Sometimes We Can Do Everything Right and Life Still Goes Wrong
This story shows us that sometimes despite our best efforts, things go horribly wrong. We can work really hard, yet businesses go bankrupt. We can act ethically and still lose our jobs. We can do our best to be a faithful spouse and good parent, yet end up with tangled or broken relationships. A good man can serve his king in an ethical and competent manner and still get thrown to the lions.

While we’re fortunate at this point in our country’s history to be free from religious persecution, there are still some lions’ dens that we get thrown into. Maybe we’re wrestling with something spiritually or morally of great intensity. We feel as if it’s a lion that has its claws in us with the potential to tear us apart. Maybe we’re sick, and the pain we feel or the treatment we’re undergoing feels as if we’re in the lion’s jaws. Maybe we tried to be financially wise but saw our portfolio go down into the dark den of recession. Maybe, as with Daniel, we took a stand for Christ and found ourselves excluded or mocked, even by our own family members. These are places that test not only what we think about God but how we feel about Him, which is why it’s crucial to see from this text what our God can choose to do.

God Can Deliver with a Miracle
The text says Darius was so distraught that he spent the night without food or entertainment. Even the Persian equivalents of Ambien and Tylenol PM couldn’t help him sleep. When the sun cracked the horizon, he sprinted to the den and in anguish cried out (v. 20) “Daniel, servant of the living God, has your God, whom you serve continually been able to rescue you from the lions?” Daniel answered, “May the king live forever! My God sent His angel, and He shut the mouths of the lions. They have not hurt me, because I was found innocent in His sight. I never have done any wrong before you, Your Majesty.” Darius was so happy that he gave the order to lift Daniel out of the den. We’re told in verse 23 that after Daniel was lifted out, no wound was found on him because he had trusted God.

This was a genuine, A-1 miracle of deliverance. Those lions intentionally had been starved and were extremely hungry, even for the little meat they’d find on the bones of a skinny, old man such as Daniel. In fact, when the king ordered the conspirators thrown into the den along with their families, they all were killed immediately (v. 24). The author wants us to know God always can do the miraculous, and early Christian art often used the story of Daniel in the lions’ den as an Old Testament picture of the resurrection of Jesus. That’s the power of God. He can deliver His people from bondage in Egypt, from Nebuchadnezzar’s fiery furnace and from the lions’ den of the Persians. He can crumble the walls of Jericho, use one smooth stone to fell a blasphemous Philistine giant and raise Lazarus from the dead.

That’s not always true for all of God’s people in all times and all places.
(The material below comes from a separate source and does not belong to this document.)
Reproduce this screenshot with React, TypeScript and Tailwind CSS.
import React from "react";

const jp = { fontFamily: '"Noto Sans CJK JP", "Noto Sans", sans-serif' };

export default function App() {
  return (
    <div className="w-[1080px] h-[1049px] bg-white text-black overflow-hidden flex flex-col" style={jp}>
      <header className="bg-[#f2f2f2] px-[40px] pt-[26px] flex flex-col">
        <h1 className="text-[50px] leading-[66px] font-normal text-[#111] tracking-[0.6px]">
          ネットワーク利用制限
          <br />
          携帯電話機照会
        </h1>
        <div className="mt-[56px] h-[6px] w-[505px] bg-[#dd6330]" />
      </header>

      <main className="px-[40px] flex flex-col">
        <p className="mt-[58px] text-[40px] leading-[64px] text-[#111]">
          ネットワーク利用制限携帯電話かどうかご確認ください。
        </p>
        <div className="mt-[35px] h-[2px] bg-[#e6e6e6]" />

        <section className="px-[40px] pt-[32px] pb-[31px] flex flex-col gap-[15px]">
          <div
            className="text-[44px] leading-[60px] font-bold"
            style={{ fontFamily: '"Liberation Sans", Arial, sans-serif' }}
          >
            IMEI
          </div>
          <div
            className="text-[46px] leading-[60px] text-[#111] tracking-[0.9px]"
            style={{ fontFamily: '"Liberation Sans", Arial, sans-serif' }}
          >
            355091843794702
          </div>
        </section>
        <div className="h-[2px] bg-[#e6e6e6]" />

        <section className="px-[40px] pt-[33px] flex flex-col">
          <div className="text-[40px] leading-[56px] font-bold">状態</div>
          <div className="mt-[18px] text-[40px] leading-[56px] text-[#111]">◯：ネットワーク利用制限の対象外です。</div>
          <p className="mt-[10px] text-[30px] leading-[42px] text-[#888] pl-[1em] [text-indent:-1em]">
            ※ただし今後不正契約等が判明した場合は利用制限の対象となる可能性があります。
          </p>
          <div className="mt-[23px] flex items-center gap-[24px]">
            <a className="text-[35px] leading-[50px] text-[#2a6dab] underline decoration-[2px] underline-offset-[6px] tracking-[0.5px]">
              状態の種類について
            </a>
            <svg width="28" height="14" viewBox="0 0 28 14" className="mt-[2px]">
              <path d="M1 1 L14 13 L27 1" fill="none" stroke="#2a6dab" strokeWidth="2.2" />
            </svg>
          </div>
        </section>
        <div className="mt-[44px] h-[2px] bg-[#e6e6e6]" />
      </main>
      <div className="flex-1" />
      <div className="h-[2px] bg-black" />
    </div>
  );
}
Sometimes He lets them be beaten, whipped and crucified. Foxes’ Book of Martyrs is one of the most prominent books in the English language, and it describes the torture and death of hundreds of faithful Christians through the middle of the 16th century. There were probably more Christians martyred in the 20th century than in the previous 19 combined. So, while Daniel 6 tells of a great miracle of deliverance, God does not always choose to deliver. Maybe that’s why the author emphasizes something else of spiritual importance in this story.

Let’s Make Our Home with the All-Powerful Savior
In verse 16 and 20, Darius twice describes Daniel as “continually serving His God.” In the original text, it’s one word and it’s only used here in all of Scripture. It means to “move in and make your home with.”

Vernon Grounds, one of the fathers of the Neo-Evangelical Movement died last year at the age of 96. Vernon had a great sense of humor, and years ago he told a group of us that when he was 50, his mother-in-law moved in with him and his wife and lived with them for the next 15 years. With a twinkle in his eye, he said, “I’m sure that living for so long in such close quarters with my mother-in-law accounts for my advanced state of spiritual maturity.”

Verse 23 says Daniel trusted his God—even in the most dire of circumstances—and I’m convinced he did so because years before he moved in and made his home with God and learned in time that God was good and always would be his Comforter, his Counselor and his Savior. Although Darius foolishly deified himself, he had no power to save Daniel. Our God shut the mouths of those lions and saved Daniel from certain death, because He’s the all-powerful Savior. He never sleeps or slumbers, and He is always working to accomplish what He wants in your life and mine. As the author notes in v. 27, He’s the One with the power to deliver regardless of the circumstances, and that’s why we need to make our home with Him.

Bishop Ken Ulmer is the pastor of Faithful Central Bible Church in Southern California. He tells the story of two men, one an international chess champion, walking through a museum when they stumble on a picture titled Checkmate. One character in the painting was a man; the other looked to be the devil. The chess champion looked at the painting and then told his friend to go on ahead; something about the painting bothered him, and he had to study it a bit more. A little later, his friend returned and the chess master said, “We need to contact the artist who painted this piece. He either needs to change the painting or change the title.” When his friend asked why, he replied, “The title of this picture is Checkmate, but as you look closely at the painting it becomes clear the king still has one more move.”

The Hebrews were oppressed by Pharaoh, but their King still had one more move. David looked to be an insect to Goliath, but David’s King still had one more move. It looked as if it was all over for Daniel when he was thrown in the lions’ den, but his King still had one more move. Jesus was tortured, crucified, dead and buried. His enemies said, “That’s all folks. Show’s over. Time to go home. Checkmate.” They were wrong because the King still had one more move. 

Jesus is our King, our Lord and Our God and He always has one more move! So make your home with Him, because He’s the All-Powerful Savior. Regardless of your circumstances, irrespective of your situation, our King always has one more move, and that’s something—and Someone—we can feel great about.